Shanti Sethi is an American naval officer and the only Indian-American woman and the 15th female officer to command a major US Navy combat warship. She commanded the guided missile destroyer from 15 December 2010 to May 2012. From 2021 to 2022, she served as the Navy's Senior Military Advisor to the Secretary of the Navy. From February 2022 until the Fall of 2022, she was detailed to the Office of the Vice President as Executive Secretary and Defense Advisor. She is now detailed to the National Security Council as Director for Talent Management and Recruiting.

==Background==
Captain Shanti Sethi is a native of Reno, Nevada. She graduated from Norwich University in 1993 with a degree in International Affairs.
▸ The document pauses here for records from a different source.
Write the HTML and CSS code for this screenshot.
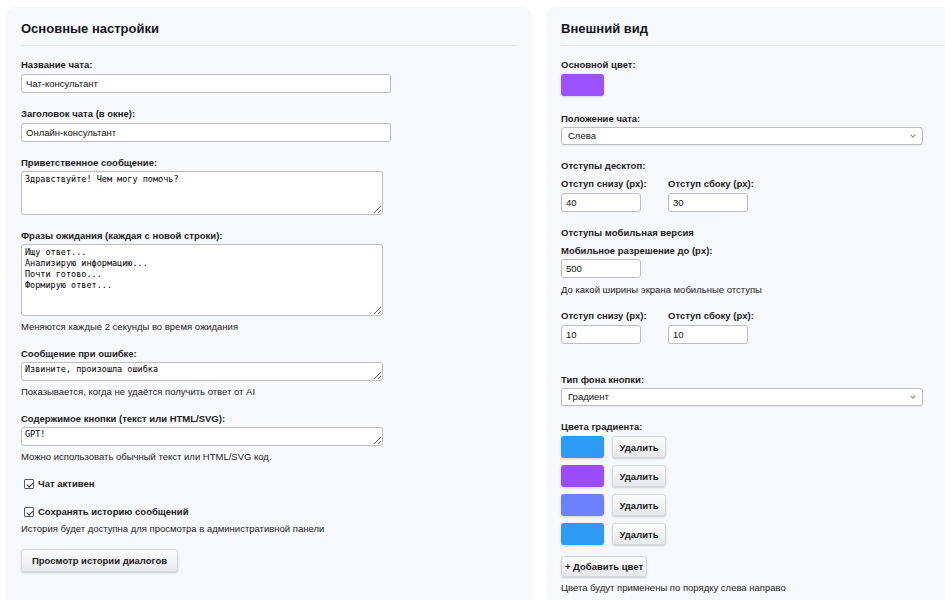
FILE: index.html
```html
<!DOCTYPE html>
<html lang="ru">
<head>
  <meta charset="UTF-8" />
  <meta name="viewport" content="width=device-width, initial-scale=1"/>
  <title>Настройки чата</title>
  <link rel="stylesheet" href="styles.css">
</head>
<body>
  <div class="settings">
    <!-- Основные настройки -->
    <div class="card">
      <h2>Основные настройки</h2>

      <div class="field">
        <label>Название чата:</label>
        <input type="text" class="text-input wide" value="Чат-консультант">
      </div>

      <div class="field">
        <label>Заголовок чата (в окне):</label>
        <input type="text" class="text-input wide" value="Онлайн-консультант">
      </div>

      <div class="field">
        <label>Приветственное сообщение:</label>
        <textarea class="area area-greeting">Здравствуйте! Чем могу помочь?</textarea>
      </div>

      <div class="field">
        <label>Фразы ожидания (каждая с новой строки):</label>
        <textarea class="area area-phrases">Ищу ответ...
Анализирую информацию...
Почти готово...
Формирую ответ...</textarea>
        <p class="help">Меняются каждые 2 секунды во время ожидания</p>
      </div>

      <div class="field">
        <label>Сообщение при ошибке:</label>
        <textarea class="area area-line">Извините, произошла ошибка</textarea>
        <p class="help">Показывается, когда не удаётся получить ответ от AI</p>
      </div>

      <div class="field">
        <label>Содержимое кнопки (текст или HTML/SVG):</label>
        <textarea class="area area-line">GPT!</textarea>
        <p class="help">Можно использовать обычный текст или HTML/SVG код.</p>
      </div>

      <div class="field check-field">
        <label class="check"><input type="checkbox" checked> Чат активен</label>
      </div>

      <div class="field check-field">
        <label class="check"><input type="checkbox" checked> Сохранять историю сообщений</label>
        <p class="help">История будет доступна для просмотра в административной панели</p>
      </div>

      <button class="btn btn-history">Просмотр истории диалогов</button>
    </div>

    <!-- Внешний вид -->
    <div class="card">
      <h2>Внешний вид</h2>

      <div class="field color-field">
        <label>Основной цвет:</label>
        <div class="swatch" style="background: #9b51fb"></div>
      </div>

      <div class="field">
        <label class="tight">Положение чата:</label>
        <div class="select">Слева</div>
      </div>

      <div class="field">
        <label class="group-title">Отступы десктоп:</label>
        <div class="pair">
          <div>
            <label>Отступ снизу (px):</label>
            <input type="text" class="text-input short" value="40">
          </div>
          <div>
            <label>Отступ сбоку (px):</label>
            <input type="text" class="text-input short" value="30">
          </div>
        </div>
      </div>

      <div class="field">
        <label class="group-title">Отступы мобильная версия</label>
        <label class="tight">Мобильное разрешение до (px):</label>
        <input type="text" class="text-input short" value="500">
        <p class="help help-loose">До какой ширины экрана мобильные отступы</p>
        <div class="pair">
          <div>
            <label>Отступ снизу (px):</label>
            <input type="text" class="text-input short" value="10">
          </div>
          <div>
            <label>Отступ сбоку (px):</label>
            <input type="text" class="text-input short" value="10">
          </div>
        </div>
      </div>

      <div class="field spaced">
        <label class="tight">Тип фона кнопки:</label>
        <div class="select">Градиент</div>
      </div>

      <div class="field">
        <label>Цвета градиента:</label>
        <div class="color-list">
          <div class="color-row">
            <div class="swatch" style="background: #2d9bf4"></div>
            <button class="btn btn-small">Удалить</button>
          </div>
          <div class="color-row">
            <div class="swatch" style="background: #9b4dfb"></div>
            <button class="btn btn-small">Удалить</button>
          </div>
          <div class="color-row">
            <div class="swatch" style="background: #6b80fb"></div>
            <button class="btn btn-small">Удалить</button>
          </div>
          <div class="color-row">
            <div class="swatch" style="background: #2d9bf4"></div>
            <button class="btn btn-small">Удалить</button>
          </div>
        </div>
        <button class="btn btn-add">+ Добавить цвет</button>
        <p class="help">Цвета будут применены по порядку слева направо</p>
      </div>
    </div>
  </div>
</body>
</html>
```

FILE: styles.css
```css
body {
  margin: 0;
  padding: 7px 6px;
  background: #ffffff;
  color: #1d1d1f;
  font-family: "Liberation Sans", Arial, sans-serif;
  font-size: 9.5px;
  overflow: hidden;
}

.settings {
  display: flex;
  gap: 14px;
  align-items: flex-start;
}

.card {
  flex: 0 0 526px;
  box-sizing: border-box;
  height: 620px;
  padding: 14px 15px;
  background: #f7f8fc;
  border-radius: 9px;
}

.card h2 {
  margin: 0 0 13px;
  padding-bottom: 8px;
  font-size: 13px;
  line-height: 16px;
  font-weight: bold;
  color: #16161e;
  border-bottom: 1px solid #e4e6ec;
}

.field {
  margin-bottom: 15px;
}

.color-field {
  margin-bottom: 17px;
}

label {
  display: block;
  margin-bottom: 3px;
  font-weight: bold;
  line-height: 12px;
  white-space: nowrap;
}

label.tight {
  margin-bottom: 2px;
}

.group-title {
  margin-bottom: 6px;
}

.text-input,
.area,
.select {
  box-sizing: border-box;
  border: 1px solid #bdbdc2;
  border-radius: 3px;
  background: #ffffff;
  color: #111;
}

.text-input {
  display: block;
  height: 19px;
  padding: 0 4px;
  font-family: "Liberation Sans", Arial, sans-serif;
  font-size: 9.5px;
}

.wide { width: 370px; }
.short { width: 80px; }

.area {
  display: block;
  width: 362px;
  margin: -1px 0 0;
  padding: 2px 3px;
  color: #000;
  font-family: "DejaVu Sans Mono", "Liberation Mono", monospace;
  font-size: 8.5px;
  line-height: 11px;
}

.area-greeting { height: 44px; }
.area-phrases { height: 72px; }
.area-line { height: 19px; padding-top: 1px; }

.help {
  margin: 5px 0 0;
  line-height: 12px;
  color: #1d1d1f;
}

.help-loose {
  margin: 6px 0 14px;
}

.check-field {
  margin-bottom: 16px;
}

.check {
  display: flex;
  align-items: center;
  gap: 4px;
  margin: 0 0 0 3px;
  line-height: 12px;
}

.check input {
  appearance: none;
  position: relative;
  width: 10px;
  height: 10px;
  margin: 0;
  border: 1px solid #5a5a5a;
  border-radius: 1px;
  background: #fff;
}

.check input:checked::after {
  content: "";
  position: absolute;
  left: 2.5px;
  top: 0.5px;
  width: 2.5px;
  height: 5px;
  border: solid #333;
  border-width: 0 1px 1px 0;
  transform: rotate(45deg);
}

.btn {
  display: block;
  box-sizing: border-box;
  padding: 0;
  border: 1px solid #d6d7da;
  border-radius: 3px;
  background: linear-gradient(#fcfcfd, #e7e8ea);
  box-shadow: 0 1px 2px rgba(0, 0, 0, 0.18);
  color: #1d1d1f;
  font-family: "Liberation Sans", Arial, sans-serif;
  font-size: 9.5px;
  font-weight: bold;
  white-space: nowrap;
  cursor: pointer;
}

/* collapses with the 16px below the last checkbox field */
.btn-history {
  width: 157px;
  height: 23px;
  margin-top: -2px;
}

.btn-small {
  width: 54px;
  height: 22px;
}

.btn-add {
  width: 86px;
  height: 21px;
  margin: 11px 0 5px;
}

.select {
  position: relative;
  width: 362px;
  height: 18px;
  padding: 0 6px;
  line-height: 16px;
  box-shadow: 0 1px 1px rgba(0, 0, 0, 0.06);
}

.select::after {
  content: "";
  position: absolute;
  right: 7px;
  top: 5px;
  width: 3px;
  height: 3px;
  border: solid #8a8a8a;
  border-width: 0 1px 1px 0;
  transform: rotate(45deg);
}

.swatch {
  width: 43px;
  height: 22px;
  border-radius: 3px;
  box-shadow: 0 1px 3px rgba(0, 0, 0, 0.15);
}

.pair {
  display: flex;
  gap: 20px;
}

.pair > div {
  width: 87px;
}

.spaced {
  margin-top: 30px;
}

.color-list {
  display: flex;
  flex-direction: column;
  gap: 7px;
}

.color-row {
  display: flex;
  align-items: center;
  gap: 8px;
}
```
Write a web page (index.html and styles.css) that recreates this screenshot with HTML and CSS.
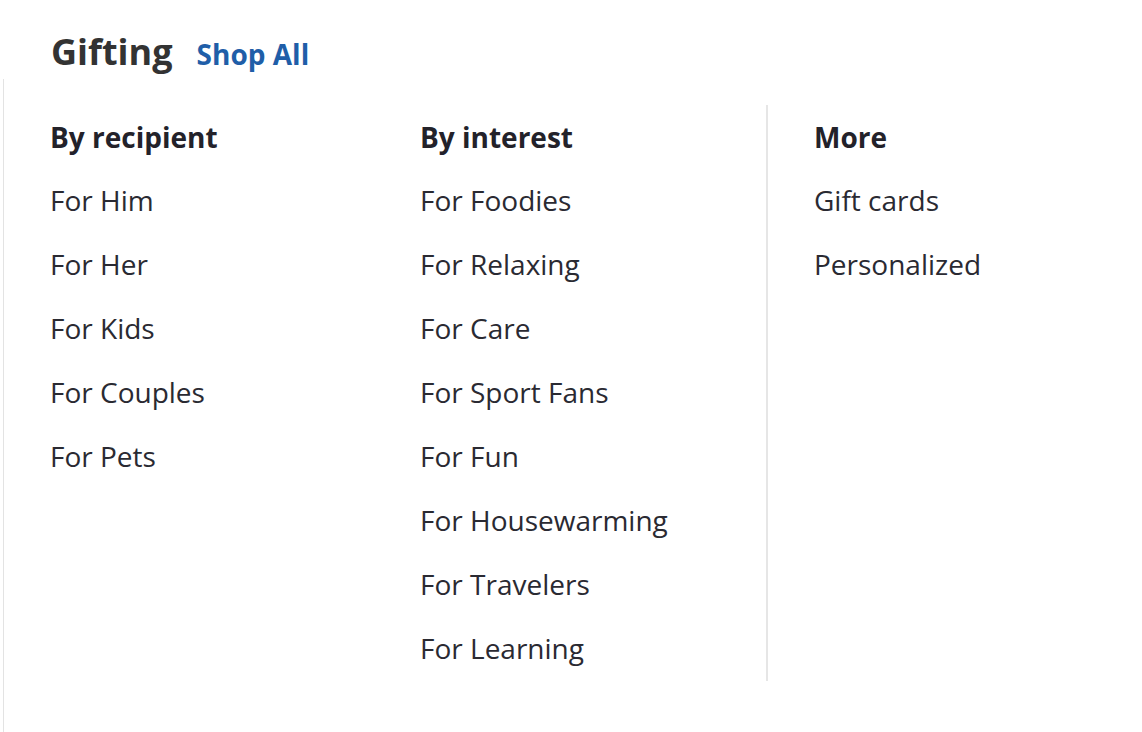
FILE: index.html
```html
<!DOCTYPE html>
<html lang="en">
<head>
<meta charset="utf-8">
<title>Gifting</title>
<link rel="stylesheet" href="styles.css">
</head>
<body>
<div class="menu">
  <div class="menu-head">
    <h2 class="menu-title">Gifting</h2>
    <a class="shop-all" href="#">Shop All</a>
  </div>
  <div class="panel">
    <div class="col col-recipient">
      <h3 class="col-title">By recipient</h3>
      <ul class="links">
        <li><a href="#">For Him</a></li>
        <li><a href="#">For Her</a></li>
        <li><a href="#">For Kids</a></li>
        <li><a href="#">For Couples</a></li>
        <li><a href="#">For Pets</a></li>
      </ul>
    </div>
    <div class="col col-interest">
      <h3 class="col-title">By interest</h3>
      <ul class="links">
        <li><a href="#">For Foodies</a></li>
        <li><a href="#">For Relaxing</a></li>
        <li><a href="#">For Care</a></li>
        <li><a href="#">For Sport Fans</a></li>
        <li><a href="#">For Fun</a></li>
        <li><a href="#">For Housewarming</a></li>
        <li><a href="#">For Travelers</a></li>
        <li><a href="#">For Learning</a></li>
      </ul>
    </div>
    <div class="col col-more">
      <h3 class="col-title">More</h3>
      <ul class="links">
        <li><a href="#">Gift cards</a></li>
        <li><a href="#">Personalized</a></li>
      </ul>
    </div>
  </div>
</div>
</body>
</html>
```

FILE: styles.css
```css
html, body {
  margin: 0;
  padding: 0;
  background: #fff;
}
body {
  font-family: "Open Sans", "Liberation Sans", sans-serif;
  color: #2a2a32;
}
.menu {
  width: 1142px;
  height: 732px;
  overflow: hidden;
}
.menu-head {
  display: flex;
  align-items: baseline;
  gap: 24px;
  padding: 28px 0 0 51px;
  height: 79px;
  box-sizing: border-box;
}
.menu-title {
  margin: 0;
  font-size: 36px;
  line-height: 48px;
  font-weight: 700;
  color: #333;
}
.shop-all {
  font-size: 28px;
  font-weight: 700;
  color: #1f5ea8;
  text-decoration: none;
}
.panel {
  margin-left: 3px;
  border-left: 1px solid #e3e3e3;
  display: flex;
  align-items: flex-start;
  padding-top: 26px;
  min-height: 653px;
}
.col {
  padding: 12px 0;
}
.col-recipient {
  width: 370px;
  padding-left: 46px;
  box-sizing: content-box;
}
.col-interest {
  width: 346px;
  border-right: 2px solid #e6e6e6;
}
.col-more {
  padding-left: 46px;
}
.col-title {
  margin: 0;
  font-size: 28px;
  line-height: 40px;
  font-weight: 700;
  color: #23222a;
}
.links {
  list-style: none;
  margin: -1px 0 0;
  padding: 0 0 1px;
}
.links li {
  margin-top: 24px;
  font-size: 28px;
  line-height: 40px;
}
.links a {
  font-size: 28px;
  color: #2a2a32;
  text-decoration: none;
}
```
She also holds a Masters of International Policy and Practice from The George Washington University's Elliott School of International Affairs.

==Career==
After postings in various ships and naval shore installations, Sethi assumed command of USS Decatur on 15 December 2010.

She is the first female commander of an American naval ship to visit India.

In 2015, she was promoted to the rank of Captain.

Sethi's decorations and awards include the Meritorious Service Medal (two awards), Navy Commendation Medal (four awards), the Navy Achievement Medal, and unit and campaign awards.

In February 2022 Sethi was appointed as the defence advisor to the Vice President of the US, Kamala Harris. She is currently serving as the National Security Council's Director for Talent Management and Recruiting.